Em 2009 Passarella chegou a ser até presidente do River Plate, seguindo a história de outros ex-jogadores que se tornam presidentes de clubes em que são identificados, porém como técnico nunca mais teve grande destaque, mesmo aparecendo por um breve intervalo de tempo no Corinthians.
Em 2008 Redondo deu uma entrevista ao site do Globo Esporte e nela citou novamente este episódio fatídico:

 “Para todo argentino, jogar na seleção é o objetivo maior. Chegaria ao Mundial com muita experiência, por tudo o que aconteceu em 94, a situação difícil com o Maradona, mas deixei de ser convocado não por uma questão futebolística. O Passarella tinha pensamentos que eu respeitava, mas não compartilhava. Foi muito duro pra mim, me cortou uma continuidade na equipe. Esse episódio dividiu opiniões em todo o país. Eu, sinceramente, não guardo rancor. Foi difícil tomar a decisão e não me arrependo. Na vida temos que decidir de acordo com nossas convicções. Cada um é responsável por seu comportamento e pode ter o cabelo como quiser.”
Redondo voava baixo, pior para a seleção..

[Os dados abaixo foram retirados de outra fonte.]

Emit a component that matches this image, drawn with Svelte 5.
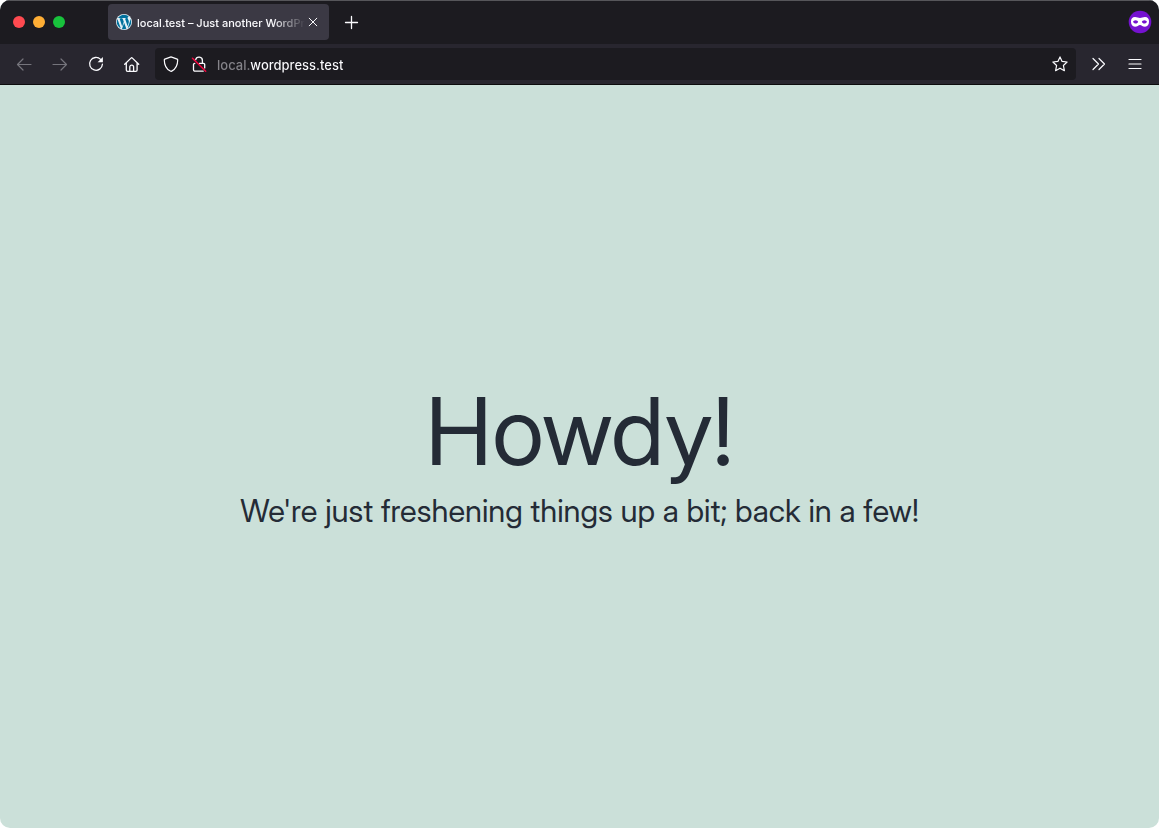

O resultado foi uma eliminação nas quartas final frente a fortíssima Holanda que vinha a ser eliminada na semifinal contra o Brasil. Nunca saberemos oque aconteceria caso tivéssemos Caniggia e principalmente Redondo em campo, SE jogassem talvez o destino seria outro, Passarella protagonizou uma das decisões mais bisonhas que já vi no futebol.